This is the second offering from Wormhook, and it is a fine blend of cathartic inner voices with something akin to ancient incantations from the great beyond, augmented, but not swamped, by hand-chamfered electronics and fragile guitar. Umpteen lyrical references to clouds, nature, stones, rain, and heaven, cannot obscure that Wormhook's radical psalmody is far from the tangled common or garden variety of free folk hedgerow bustle, approaching instead the trance-state wisdom of a delirious time-traveling street corner prophet deciphering Sumerian inscriptions to an audience of none.
Which is not to say that the record is anything less than rather holy and crystal clear. Wormhook may sound at times as if they are channeling the spirit of a Beckett character, joyfully and defiantly hauling themselves through wet leaves by their elbows, but they never sound as if they are channeling the confessional voice from author Adam Thorpe's unforgettable chapter "Stitches" - only decipherable every thirty or so readings after a midwinter nap, four glasses of sherry and a game of naked Twister. Indeed, the lyric sheet enclosed with the vinyl version of Workaday Strangeness is hardly needed. Unless, like me, you simply can't believe that double glazing is mentioned not once but twice (in separate songs) and to good effect.
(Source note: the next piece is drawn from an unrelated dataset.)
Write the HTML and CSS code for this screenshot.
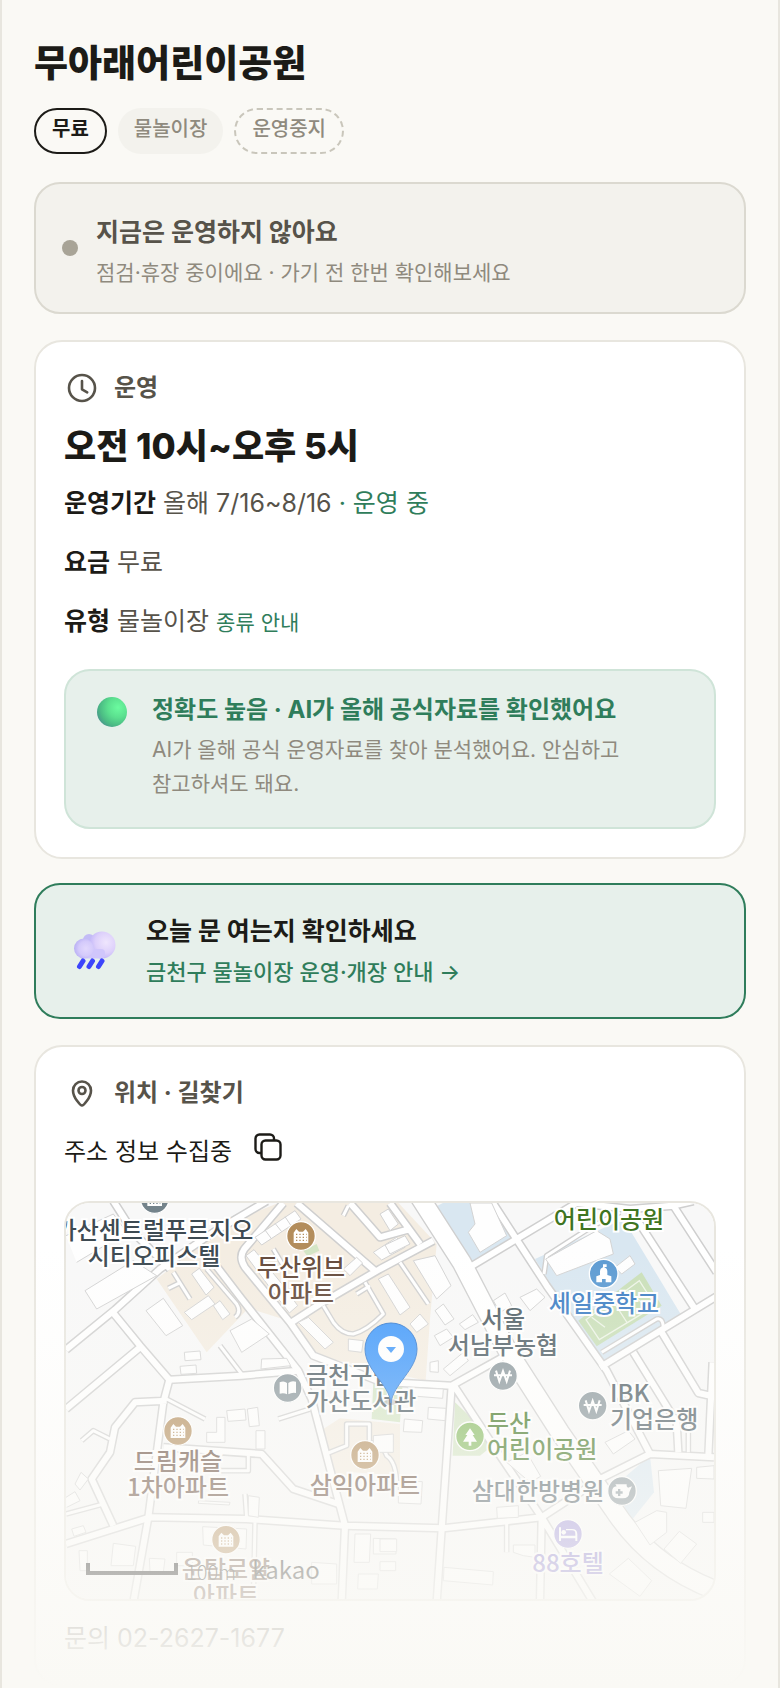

The feel of the album is unique—as much rain-washed urban outsider crying space dust into the neon-tinged gloom as spectral presence singing sacred 12th century hymnal—but here and there I hear, mostly in Wormhook's anguished and alluring voice, some accidental echoes of the plaintive warmth with which Sandro Perri sang on his Tiny Mirrors record, and Jacob Olausson wailed on Moonlight Farm. The album needs to be heard in its entirety, on repeat. Paradoxically, I could highlight any track for praise, but will limit this to mentioning "Shiver," as it sounds like it might be the apparition of a disappeared cantor haunting the night shift of a factory assembly line. Another key piece is "Folk From The Vaults of A Death Cult D&B Version," which could hardly be more beautiful if it were a magic carpet woven from the unpicked woolen sweaters of a choir of octogenarian virgins praying for forgiveness in the ruins of a wave-battered stone chapel, on the coast of a newly discovered island halfway between Devold and Fair Isle.
The album also reminds me of the medieval poem Pearl in that it similarly benefits from offering up almost-but-not-quite understandings, and an exotic mysterious quality which will not easily be dissolved. I applaud that Wormhook has plunged into deep creative waters, determined to "swymme the remnaunt, thagh I ther swalte"—to swim across, or die trying.
Wormhook is Martin Steuck. They are a Glasgow artist into a broad range of different but connected creative mediums. The physical album has their hand painted labels and there's an optional 24 page book of their paper cuts. Workaday Strangeness is reportedly born of a therapeutic necessity, and this is made plain from the track "Disappear" and other allusions to ancient pain, rain, demons, disease, and modern disconnect. Yet what emerges is a defiantly poetic anti-manifesto pleading, nay fighting, for solidarity, joyful inclusion, and mutual survival.